Scenario: Using questions to teach critical appraisal, patient care, and medical knowledge in Journal Club.


You are the Associate Residency Director in charge of the journal club for your residency program. Based on the quality of discussion during journal club, you are unsure whether residents have the skills needed to critically appraise the literature as a basis for applying research evidence to patient care.

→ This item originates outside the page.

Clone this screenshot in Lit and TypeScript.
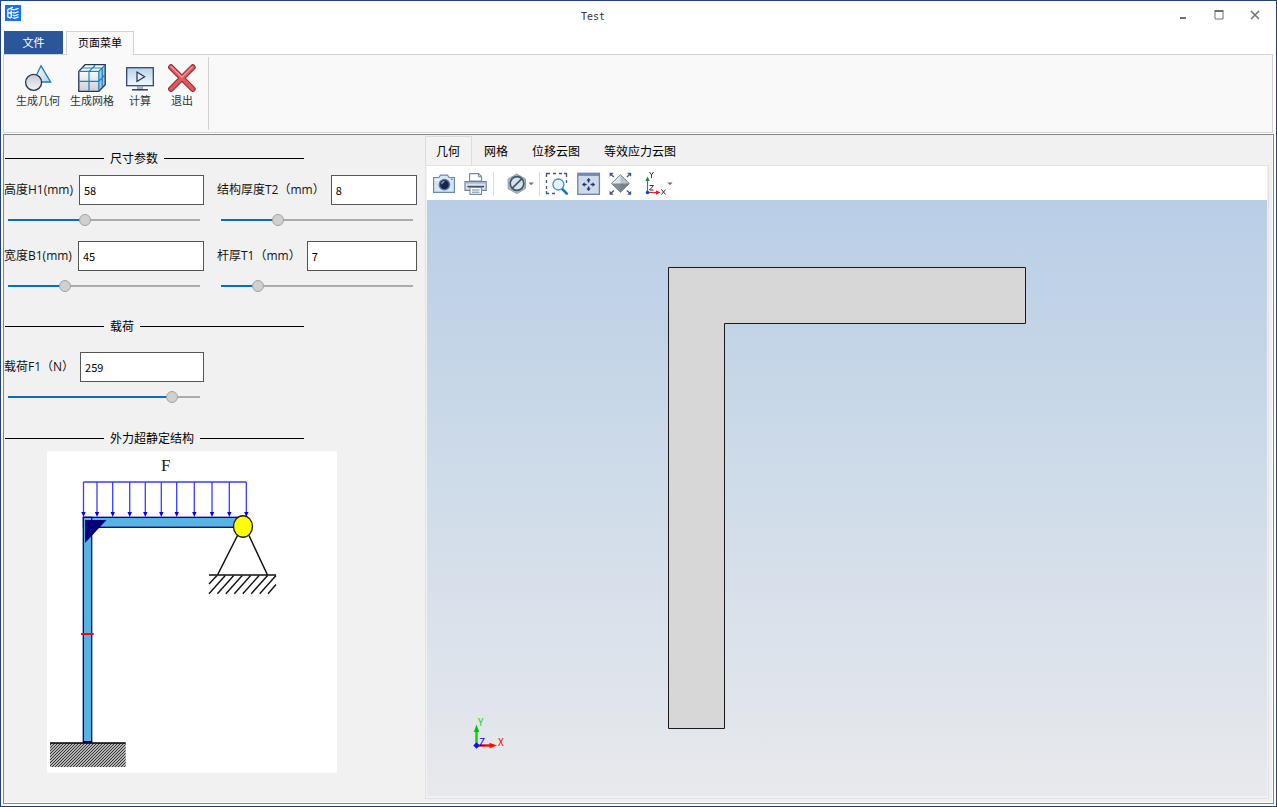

The illustration below describes how you may use questions to address your program’s Practice-Based Learning and Improvement learning objectives during journal club. The objectives are that residents will be able to: (a) conduct an in-depth critical appraisal of published research; and (2) use results of critical appraisal to guide decisions about applying research evidence to patient care.

Illustration:

A set of guiding questions, developed internally or obtained from a published text, may be used effectively to guide your residents’ critical analysis of the literature. There are several good examples of guidelines in the published literature on Evidence-based Medicine. (www.cebm.utoronto.ca/teach/materials/caworksheets.htm) Guidelines such as these may be attached to a research article to direct residents’ reading and analysis. With the guidelines in place, your residents are clear about what to focus on and the depth of analysis you expect. One residency program supplies guidelines as a “work sheet” to be completed prior to the journal club discussion. Another program assigns a different portion of the paper to groups of two or three residents along with guidelines for analyzing the assigned section (i.e. methods). Each subgroup spends the first ten minutes of the conference discussing their section, and then presents its analysis. Faculty attendance and participation are essential because they bring experience to the discussion and reinforce those who participate.